No matter where Claressa Shields was fighting, whether it would be winning Olympic gold medals in London and Rio de Janeiro, or winning world title fights as a pro in Atlantic City, Kansas or California, she always carried her hometown of Flint, Michigan in her heart.
She constantly fights for clean water in the city, a major issue that has plagued Flint for years and hosted a summer camp to help children cope with anxiety, anger, sadness and depression, among her endeavors.
Yet, for years, the self-described G.W.O.A.T (Greatest Woman Of All Time) never had a homecoming bout in the pro ranks, even after accomplishing more in nine fights than what most boxers couldn't in their entire careers. That changes on October 5 when Shields returns to Flint for not just another fight, but a chance to make history.
Shields, a two-division champion who became the undisputed middleweight champion in her last fight in April, will seek a world title in a third weight class when she takes on Ivana Habazin for the vacant WBO and WBC154-pound titles. It will be the first time Flint gets a look at Shields as a professional. Some may think that a homecoming title bout for Shields is long overdue, but she views this as the perfect time to return home. Shields didn't want to come back to Flint until she had firmly established herself as one of the premier women's boxers in the world.
"I feel like that the fight came at the right time. I wanted to be super accomplished when I went back home to Flint and that's just because I want the kids to see that like I'm from Flint, Michigan and I have accomplished all this. I'm not waiting for the end of my career to come back to Flint, I'm coming back and I'm going back to Flint in the peak of my career," Shields told Fightful in a recent media call.
Never shy to share her feelings and thoughts on a variety of topics, the 24-year-old double Olympic gold medalist has been one of the biggest voices in women’s boxing, advocating for female fighters to get their shot under the bright lights of national television and to compete in 3-minute rounds just like the men do. She does this with a level of confidence only matched by her incredible and ever-expanding list of accomplishments.
That confidence has been one of Shields’ most notable traits as she continues her journey in the pro ranks. Looking at how she views herself and her confidence, Shields hopes that young children feel inspired seeing a strong, confident woman have success in her profession.
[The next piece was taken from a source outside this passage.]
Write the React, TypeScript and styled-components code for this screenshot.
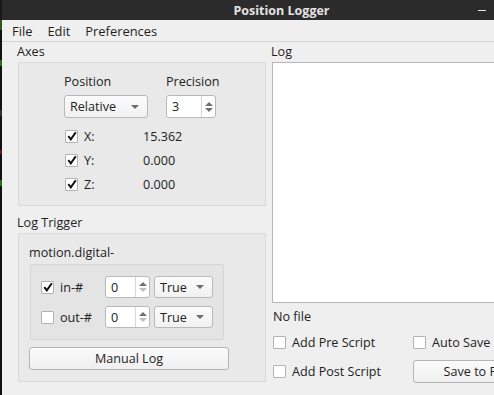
import React from "react";
import styled, { createGlobalStyle } from "styled-components";

const GlobalStyle = createGlobalStyle`
  html, body {
    margin: 0;
    padding: 0;
    width: 494px;
    height: 395px;
    overflow: hidden;
    background: #111;
  }
  body {
    font-family: "Open Sans", "Noto Sans", sans-serif;
    font-size: 12.6px;
    color: #222;
  }
`;

const Screen = styled.div`
  display: flex;
  height: 395px;
`;

const DesktopStrip = styled.div`
  width: 2px;
  flex-shrink: 0;
  background: linear-gradient(
    #1a1a1a 0 20px,
    #2a5a1a 20px 30px,
    #111 30px 60px,
    #2d6b1c 60px 66px,
    #111 66px 110px,
    #3a2a40 110px 116px,
    #111 116px 150px,
    #6a1a1a 150px 154px,
    #111 154px 180px,
    #2d6b1c 180px 186px,
    #111 186px
  );
`;

const Window = styled.div`
  width: 559px;
  flex-shrink: 0;
  display: flex;
  flex-direction: column;
  background: #efefef;
`;

const TitleBar = styled.div`
  height: 20px;
  background: #2b2b2b;
  display: grid;
  grid-template-columns: 1fr auto 1fr;
  align-items: center;
`;

const Title = styled.div`
  grid-column: 2;
  color: #e4e4e4;
  font-family: "Open Sans", sans-serif;
  font-weight: 700;
  font-size: 12.5px;
`;

const WindowButtons = styled.div`
  grid-column: 3;
  display: flex;
  justify-content: flex-end;
  padding-right: 9px;
`;

const WinButton = styled.div`
  width: 28px;
  height: 20px;
  display: flex;
  align-items: center;
  justify-content: center;
`;

const MinDash = styled.div`
  width: 8px;
  height: 1px;
  background: #e8e8e8;
`;

const MenuBar = styled.div`
  height: 21px;
  display: flex;
  align-items: center;
  gap: 15px;
  padding-left: 10px;
  border-bottom: 1px solid #d4d4d4;
  font-size: 12.9px;
`;

const MenuItem = styled.span`
  color: #1e1e1e;
`;

const Content = styled.div`
  display: flex;
  gap: 6px;
  padding-left: 16px;
`;

const LeftColumn = styled.div`
  width: 248px;
  display: flex;
  flex-direction: column;
`;

const RightColumn = styled.div`
  flex: 1;
  display: flex;
  flex-direction: column;
`;

const SectionLabel = styled.div<{ $top?: number }>`
  height: 20px;
  line-height: 20px;
  margin-top: ${(p) => p.$top ?? 0}px;
  margin-left: -1px;
  color: #1e1e1e;
`;

const GroupBox = styled.div<{ $height: number }>`
  height: ${(p) => p.$height}px;
  box-sizing: border-box;
  border: 1px solid #d9d9d9;
  border-radius: 2px;
  background: #e9e9e9;
`;

const AxesGrid = styled.div`
  display: grid;
  grid-template-columns: 102px auto;
  padding: 10px 0 0 45px;
  row-gap: 4px;
`;

const ColLabel = styled.div`
  height: 18px;
  line-height: 18px;
`;

const AxisRows = styled.div`
  display: flex;
  flex-direction: column;
  padding: 6px 0 0 46px;
`;

const AxisRow = styled.div`
  height: 24px;
  display: grid;
  grid-template-columns: 19px 59px auto;
  align-items: center;
`;

const CheckBoxBox = styled.div`
  width: 11px;
  height: 11px;
  border: 1px solid #b3b3b3;
  border-radius: 1px;
  background: #fff;
  display: flex;
  align-items: center;
  justify-content: center;
  box-sizing: content-box;
`;

const CheckRow = styled.div<{ $gap?: number }>`
  display: flex;
  align-items: center;
  gap: ${(p) => p.$gap ?? 6}px;
`;

const CheckBox: React.FC<{ checked?: boolean }> = ({ checked }) => (
  <CheckBoxBox>
    {checked && (
      <svg width="10" height="10" viewBox="0 0 10 10">
        <path
          d="M1.3 5.2 L3.8 8.4 L8.8 1.2"
          fill="none"
          stroke="#111"
          strokeWidth="2"
          strokeLinejoin="miter"
        />
      </svg>
    )}
  </CheckBoxBox>
);

const ComboBox = styled.div<{ $width: number; $height?: number }>`
  width: ${(p) => p.$width}px;
  height: ${(p) => p.$height ?? 23}px;
  box-sizing: border-box;
  border: 1px solid #b9b9b9;
  border-radius: 3px;
  background: linear-gradient(#fbfbfb, #f1f1f1);
  display: flex;
  align-items: center;
  justify-content: space-between;
  padding: 0 8px 0 5px;
`;

const DownArrow = styled.div`
  width: 0;
  height: 0;
  border-left: 4px solid transparent;
  border-right: 4px solid transparent;
  border-top: 4px solid #6b6b6b;
`;

const SpinBox = styled.div<{ $width: number; $height?: number }>`
  width: ${(p) => p.$width}px;
  height: ${(p) => p.$height ?? 23}px;
  box-sizing: border-box;
  border: 1px solid #b9b9b9;
  border-radius: 3px;
  background: #fff;
  display: flex;
`;

const SpinValue = styled.div`
  flex: 1;
  display: flex;
  align-items: center;
  padding-left: 5px;
`;

const SpinArrows = styled.div`
  width: 13px;
  border-left: 1px solid #d6d6d6;
  display: flex;
  flex-direction: column;
  align-items: center;
  justify-content: center;
  gap: 2px;
`;

const UpTri = styled.div<{ $dim?: boolean }>`
  width: 0;
  height: 0;
  border-left: 4px solid transparent;
  border-right: 4px solid transparent;
  border-bottom: 4px solid ${(p) => (p.$dim ? "#bdbdbd" : "#707070")};
`;

const DownTri = styled.div<{ $dim?: boolean }>`
  width: 0;
  height: 0;
  border-left: 4px solid transparent;
  border-right: 4px solid transparent;
  border-top: 4px solid ${(p) => (p.$dim ? "#bdbdbd" : "#707070")};
`;

const TriggerBody = styled.div`
  display: flex;
  flex-direction: column;
  padding: 9px 0 0 10px;
`;

const SubLabel = styled.div`
  height: 20px;
  line-height: 20px;
  margin-bottom: 1px;
`;

const InnerBox = styled.div`
  width: 194px;
  height: 76px;
  box-sizing: border-box;
  margin-left: 1px;
  border: 1px solid #d6d6d6;
  border-radius: 2px;
  background: #e4e4e4;
  display: flex;
  flex-direction: column;
  gap: 8px;
  padding: 11px 0 0 10px;
`;

const TriggerRow = styled.div`
  height: 22px;
  display: grid;
  grid-template-columns: 64px 49px auto;
  align-items: center;
`;

const PushButton = styled.div<{ $width: number; $top?: number }>`
  width: ${(p) => p.$width}px;
  height: 23px;
  margin-top: ${(p) => p.$top ?? 0}px;
  box-sizing: border-box;
  border: 1px solid #b5b5b5;
  border-radius: 3px;
  background: linear-gradient(#fbfbfb, #efefef);
  display: flex;
  align-items: center;
  justify-content: center;
  color: #1e1e1e;
  white-space: nowrap;
`;

const LogArea = styled.div`
  height: 241px;
  box-sizing: border-box;
  border: 1px solid #b7b7b7;
  background: #fff;
`;

const FileLabel = styled.div`
  height: 28px;
  line-height: 28px;
  margin-left: 1px;
`;

const OptionsGrid = styled.div`
  display: grid;
  grid-template-columns: 140px auto;
  grid-auto-rows: 29px;
  align-items: center;
  margin-left: 1px;
  margin-top: -3px;
`;

export default function App() {
  return (
    <>
      <GlobalStyle />
      <Screen>
        <DesktopStrip />
        <Window>
          <TitleBar>
            <Title>Position Logger</Title>
            <WindowButtons>
              <WinButton>
                <MinDash />
              </WinButton>
              <WinButton />
              <WinButton />
            </WindowButtons>
          </TitleBar>
          <MenuBar>
            <MenuItem>File</MenuItem>
            <MenuItem>Edit</MenuItem>
            <MenuItem>Preferences</MenuItem>
          </MenuBar>
          <Content>
            <LeftColumn>
              <SectionLabel>Axes</SectionLabel>
              <GroupBox $height={144}>
                <AxesGrid>
                  <ColLabel>Position</ColLabel>
                  <ColLabel>Precision</ColLabel>
                  <ComboBox $width={84}>
                    <span>Relative</span>
                    <DownArrow />
                  </ComboBox>
                  <SpinBox $width={50}>
                    <SpinValue>3</SpinValue>
                    <SpinArrows>
                      <UpTri />
                      <DownTri />
                    </SpinArrows>
                  </SpinBox>
                </AxesGrid>
                <AxisRows>
                  <AxisRow>
                    <CheckBox checked />
                    <span>X:</span>
                    <span>15.362</span>
                  </AxisRow>
                  <AxisRow>
                    <CheckBox checked />
                    <span>Y:</span>
                    <span>0.000</span>
                  </AxisRow>
                  <AxisRow>
                    <CheckBox checked />
                    <span>Z:</span>
                    <span>0.000</span>
                  </AxisRow>
                </AxisRows>
              </GroupBox>
              <SectionLabel $top={7}>Log Trigger</SectionLabel>
              <GroupBox $height={149}>
                <TriggerBody>
                  <SubLabel>motion.digital-</SubLabel>
                  <InnerBox>
                    <TriggerRow>
                      <CheckRow>
                        <CheckBox checked />
                        <span>in-#</span>
                      </CheckRow>
                      <SpinBox $width={45} $height={22}>
                        <SpinValue>0</SpinValue>
                        <SpinArrows>
                          <UpTri />
                          <DownTri $dim />
                        </SpinArrows>
                      </SpinBox>
                      <ComboBox $width={59} $height={22}>
                        <span>True</span>
                        <DownArrow />
                      </ComboBox>
                    </TriggerRow>
                    <TriggerRow>
                      <CheckRow>
                        <CheckBox />
                        <span>out-#</span>
                      </CheckRow>
                      <SpinBox $width={45} $height={22}>
                        <SpinValue>0</SpinValue>
                        <SpinArrows>
                          <UpTri />
                          <DownTri $dim />
                        </SpinArrows>
                      </SpinBox>
                      <ComboBox $width={59} $height={22}>
                        <span>True</span>
                        <DownArrow />
                      </ComboBox>
                    </TriggerRow>
                  </InnerBox>
                  <PushButton $width={200} $top={7}>
                    Manual Log
                  </PushButton>
                </TriggerBody>
              </GroupBox>
            </LeftColumn>
            <RightColumn>
              <SectionLabel>Log</SectionLabel>
              <LogArea />
              <FileLabel>No file</FileLabel>
              <OptionsGrid>
                <CheckRow>
                  <CheckBox />
                  <span>Add Pre Script</span>
                </CheckRow>
                <CheckRow>
                  <CheckBox />
                  <span>Auto Save</span>
                </CheckRow>
                <CheckRow>
                  <CheckBox />
                  <span>Add Post Script</span>
                </CheckRow>
                <PushButton $width={127}>Save to File</PushButton>
              </OptionsGrid>
            </RightColumn>
          </Content>
        </Window>
      </Screen>
    </>
  );
}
“I’ll really just try to go in there and do whatever I say, and I feel like I've been putting on performances that even men aren't putting on. So I don't really feel the need to have to be quiet and has to be whatever they call lady-like. Like I'm a lady and I spoke a lady, and I'm going to do what I want to do and that makes me feel good at night. The day that you can hear me not talking, something is wrong. So I'm going to do what I want to do… So it's about me being comfortable with myself and just being who I am and doing what I'm most comfortable doing. And I feel like I'm being a great role model if I'm doing that because a lot of girls look up to me and they say, ‘You being so confident makes me confident,’ so why would I stop being confident,” Shields said.
But as much as Shields is relishing the opportunity of fighting in front of his friends and family, the fight itself could eventually force Shields to make a decision. Should Shields emerge victorious against Habazin, a former world champion who was one fight away from becoming the undisputed welterweight champion years ago, she will have to decide between fighting at 154 pounds and 160 pounds.
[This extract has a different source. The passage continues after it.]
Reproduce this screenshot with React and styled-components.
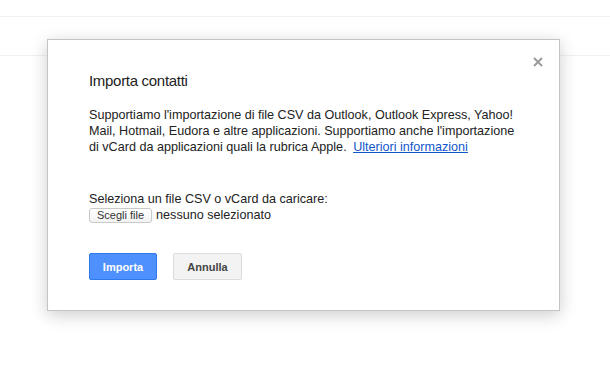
import React from "react";
import styled, { createGlobalStyle } from "styled-components";

const Global = createGlobalStyle`
  html, body {
    margin: 0;
    padding: 0;
    background: #fff;
    font-family: "Liberation Sans", Arial, sans-serif;
  }
`;

export default function App() {
  return (
    <Page>
      <Global />
      <TopBar />
      <Toolbar />
      <Dialog role="dialog">
        <CloseBtn aria-label="Chiudi">
          <svg width="10" height="10" viewBox="0 0 10 10">
            <path d="M1 1L9 9M9 1L1 9" stroke="#9a9a9a" strokeWidth="1.9" />
          </svg>
        </CloseBtn>
        <Title>Importa contatti</Title>
        <Body>
          Supportiamo l'importazione di file CSV da Outlook, Outlook Express,
          Yahoo! Mail, Hotmail, Eudora e altre applicazioni. Supportiamo anche
          l'importazione di vCard da applicazioni quali la rubrica Apple.{" "}
          <Link href="#">Ulteriori informazioni</Link>
        </Body>
        <FileField>
          <Label>Seleziona un file CSV o vCard da caricare:</Label>
          <FileRow>
            <FileBtn>Scegli file</FileBtn>
            <span>nessuno selezionato</span>
          </FileRow>
        </FileField>
        <Actions>
          <Button primary>Importa</Button>
          <Button>Annulla</Button>
        </Actions>
      </Dialog>
    </Page>
  );
}

const Page = styled.div`
  position: relative;
  width: 610px;
  height: 372px;
  overflow: hidden;
  background: #fff;
`;

const TopBar = styled.div`
  height: 16px;
  border-bottom: 1px solid #f1f1f1;
`;

const Toolbar = styled.div`
  height: 38px;
  border-bottom: 1px solid #f1f1f1;
`;

const Dialog = styled.div`
  position: absolute;
  left: 47px;
  top: 39px;
  width: 434px;
  padding: 31px 36px 30px 41px;
  background: #fff;
  border: 1px solid #c4c4c4;
  box-shadow: 0 4px 16px rgba(0, 0, 0, 0.2);
  color: #222;
`;

const CloseBtn = styled.button`
  position: absolute;
  top: 17px;
  right: 16px;
  width: 10px;
  height: 10px;
  padding: 0;
  border: 0;
  background: none;
  display: flex;
  cursor: pointer;
`;

const Title = styled.h2`
  margin: 0;
  font-size: 15px;
  letter-spacing: -0.3px;
  line-height: 20px;
  font-weight: normal;
  color: #222;
`;

const Body = styled.p`
  margin: 16px 0 0;
  font-size: 12.6px;
  line-height: 16px;
  color: #222;
`;

const Link = styled.a`
  margin-left: 3px;
  color: #15c;
  text-decoration: underline;
`;

const FileField = styled.div`
  margin-top: 36px;
  font-size: 12.6px;
  line-height: 16px;
  color: #222;
`;

const Label = styled.div``;

const FileRow = styled.div`
  display: flex;
  align-items: center;
  gap: 4px;
  height: 16px;
`;

const FileBtn = styled.span`
  display: inline-flex;
  align-items: center;
  height: 13px;
  padding: 0 7px;
  font-size: 11px;
  color: #333;
  background: linear-gradient(#fff, #f3f3f3);
  border: 1px solid #c9c9c9;
  border-radius: 3px;
`;

const Actions = styled.div`
  display: flex;
  gap: 16px;
  margin-top: 30px;
`;

const Button = styled.button`
  height: 27px;
  padding: 0 8px;
  font-family: inherit;
  font-size: 11px;
  font-weight: bold;
  border-radius: 2px;
  cursor: pointer;
  color: ${(p) => (p.primary ? "#fff" : "#444")};
  background: ${(p) => (p.primary ? "#4d90fe" : "#f3f3f3")};
  border: 1px solid ${(p) => (p.primary ? "#3079ed" : "#dcdcdc")};
  min-width: ${(p) => (p.primary ? "68px" : "69px")};
`;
While the practice of fighters holding titles in multiple weight classes at the same has been gaining traction in recent years, those same fighters eventually would be forced to stick to one weight. Between holding the undisputed middleweight titles, returning home and preparing for Habazin, Shields isn’t exactly sure where her future lies.
"I don't really know yet. I feel like it really depends on how I feel doing the fight. I feel great right now. I've been doing great in camp. I've been eating healthy and dropping the weight the way that I'm supposed to. I'm dehydrated. So it's all about going into the fight, actually catching 154, getting on the scale and getting in the ring. So what I'm going to do there is going to fight," Shields said.
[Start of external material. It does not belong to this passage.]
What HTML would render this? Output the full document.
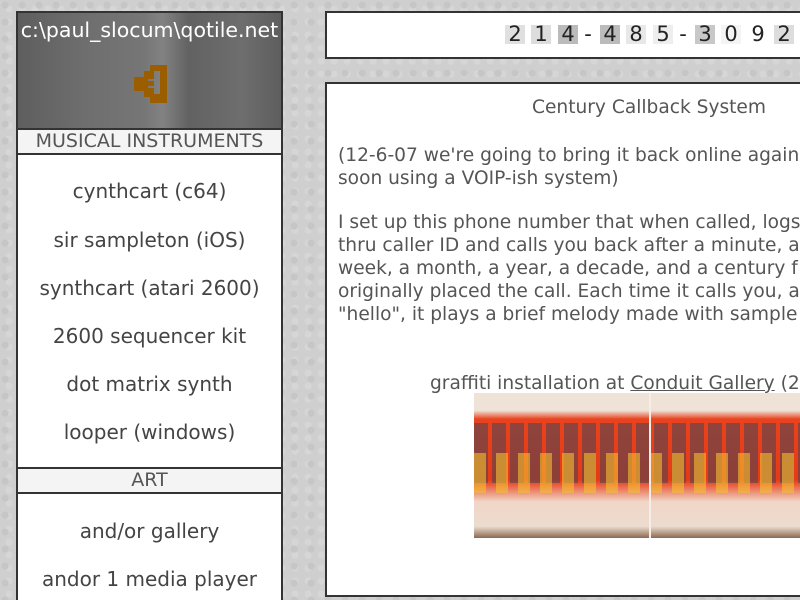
<!DOCTYPE html>
<html style="height:600px;overflow:hidden"><head><meta charset="utf-8"><style>
body{margin:0;width:800px;height:600px;overflow:hidden;position:relative;background:#cfcfcf;font-family:"DejaVu Sans","Liberation Sans",sans-serif;color:#555;
background-image:radial-gradient(circle at 30% 30%,#c6c6c6 0 3px,transparent 4px),radial-gradient(circle at 70% 70%,#d6d6d6 0 3px,transparent 4px);background-size:17px 17px,13px 13px;}
.abs{position:absolute}
#left{left:16px;top:11px;width:263px;height:600px;border:2px solid #333;background:#fff}
#hdr{left:0;top:0;width:263px;height:115px;
background-image:linear-gradient(90deg,#5e5e5e,#6e6e6e 25%,#767676 48%,#828282 55%,#626262 65%,#6e6e6e 85%,#5e5e5e);color:#fff;font-size:20.5px;text-align:center;line-height:34px;white-space:nowrap}
.band{left:0;width:263px;height:23px;background:#f4f4f4;border-top:2px solid #333;border-bottom:2px solid #333;text-align:center;font-size:19px;line-height:23px;color:#555;white-space:nowrap}
.it{left:0;width:263px;text-align:center;font-size:20px;color:#444;white-space:nowrap}
#phone{left:325px;top:11px;width:475px;height:44px;border:2px solid #333;border-right:none;background:#fff}
.d{position:absolute;top:12px;width:20px;height:19px;font-size:21px;line-height:19px;text-align:center;color:#222}
#main{left:325px;top:82px;width:475px;height:511px;border:2px solid #333;border-right:none;background:#fff;overflow:hidden}
.t{font-size:18.6px;line-height:23px;color:#555;white-space:nowrap}
</style></head><body>
<div id="left" class="abs">
 <div id="hdr" class="abs">c:\paul_slocum\qotile.net
  <svg class="abs" style="left:116px;top:52px" width="33" height="38" viewBox="0 0 33 38"><path fill="#9a5e00" d="M16 0h17v38H16v-6h-6v-6H0V12h10V6h6zM20 6v8H14v2h6v5h-6v2h6v6h6V6z"/></svg>
 </div>
 <div class="band abs" style="top:115px">MUSICAL INSTRUMENTS</div>
 <div class="it abs" style="top:166px">cynthcart (c64)</div>
 <div class="it abs" style="top:215px">sir sampleton (iOS)</div>
 <div class="it abs" style="top:263px">synthcart (atari 2600)</div>
 <div class="it abs" style="top:311px">2600 sequencer kit</div>
 <div class="it abs" style="top:359px">dot matrix synth</div>
 <div class="it abs" style="top:407px">looper (windows)</div>
 <div class="band abs" style="top:454px">ART</div>
 <div class="it abs" style="top:506px">and/or gallery</div>
 <div class="it abs" style="top:554px">andor 1 media player</div>
</div>
<div id="phone" class="abs">
 <div class="d" style="left:178px;background:#e0e0e0">2</div>
 <div class="d" style="left:204px;background:#ddd">1</div>
 <div class="d" style="left:231px;background:#bbb">4</div>
 <div class="d" style="left:254px;width:14px">-</div>
 <div class="d" style="left:273px;background:#bbb">4</div>
 <div class="d" style="left:299px;background:#e8e8e8">8</div>
 <div class="d" style="left:326px;background:#eee">5</div>
 <div class="d" style="left:349px;width:14px">-</div>
 <div class="d" style="left:368px;background:#c8c8c8">3</div>
 <div class="d" style="left:394px;background:#f4f4f4">0</div>
 <div class="d" style="left:421px">9</div>
 <div class="d" style="left:447px;background:#ddd">2</div>
</div>
<div id="main" class="abs">
 <div class="abs t" style="left:205px;top:12px">Century Callback System</div>
 <div class="abs t" style="left:11px;top:60px">(12-6-07 we're going to bring it back online again<br>soon using a VOIP-ish system)</div>
 <div class="abs t" style="left:11px;top:127px">I set up this phone number that when called, logs<br>thru caller ID and calls you back after a minute, a<br>week, a month, a year, a decade, and a century f<br>originally placed the call. Each time it calls you, a<br>"hello", it plays a brief melody made with sample</div>
 <div class="abs t" style="left:103px;top:288px">graffiti installation at <u>Conduit Gallery</u> (2</div>
 <div class="abs" style="left:147px;top:309px;width:330px;height:145px;background:linear-gradient(180deg,#efe3d8 0,#efe3d8 12%,#e8431e 18%,#e63a15 60%,#f0d6c6 75%,#ecdccf 92%,#8a6a50 100%)">
  <div class="abs" style="left:0;top:30px;width:330px;height:60px;background:repeating-linear-gradient(90deg,#445 0 14px,transparent 14px 18px);opacity:.55"></div>
  <div class="abs" style="left:0;top:60px;width:330px;height:40px;background:repeating-linear-gradient(90deg,#f4c030 0 12px,transparent 12px 22px);opacity:.6"></div>
  <div class="abs" style="left:175px;top:0;width:2px;height:145px;background:#f6eee6"></div>
 </div>
</div>
</body></html>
Questions surrounding her immediate fight future notwithstanding, Shields has done just about everything one could dream to achieve in boxing, but she firmly believes that there is still plenty of work to be done left. Shields firmly believes that she is women’s boxing’s greatest fighter, but she won’t rest until everyone else believes that as well. Returning home and winning another world title is simply just another box to tick in order to reach her ultimate goal.
"I'm going back while I'm the world champion, while I'm the undisputed champion, while I'm breaking records. I'm bringing the fight back to Flint and I feel like me becoming a three-time division world champion, the best time to do so is now. I feel like that was the perfect fight to bring back to Flint while we have all these other fights that are going on. I just feel like right now is the right time to just inspire the city and inspire the kids," Shields said.
Shields vs. Habazin for the vacant WBO and WBC junior middleweight titles headlines a Showtime-televised card from Flint, Michigan on October 5.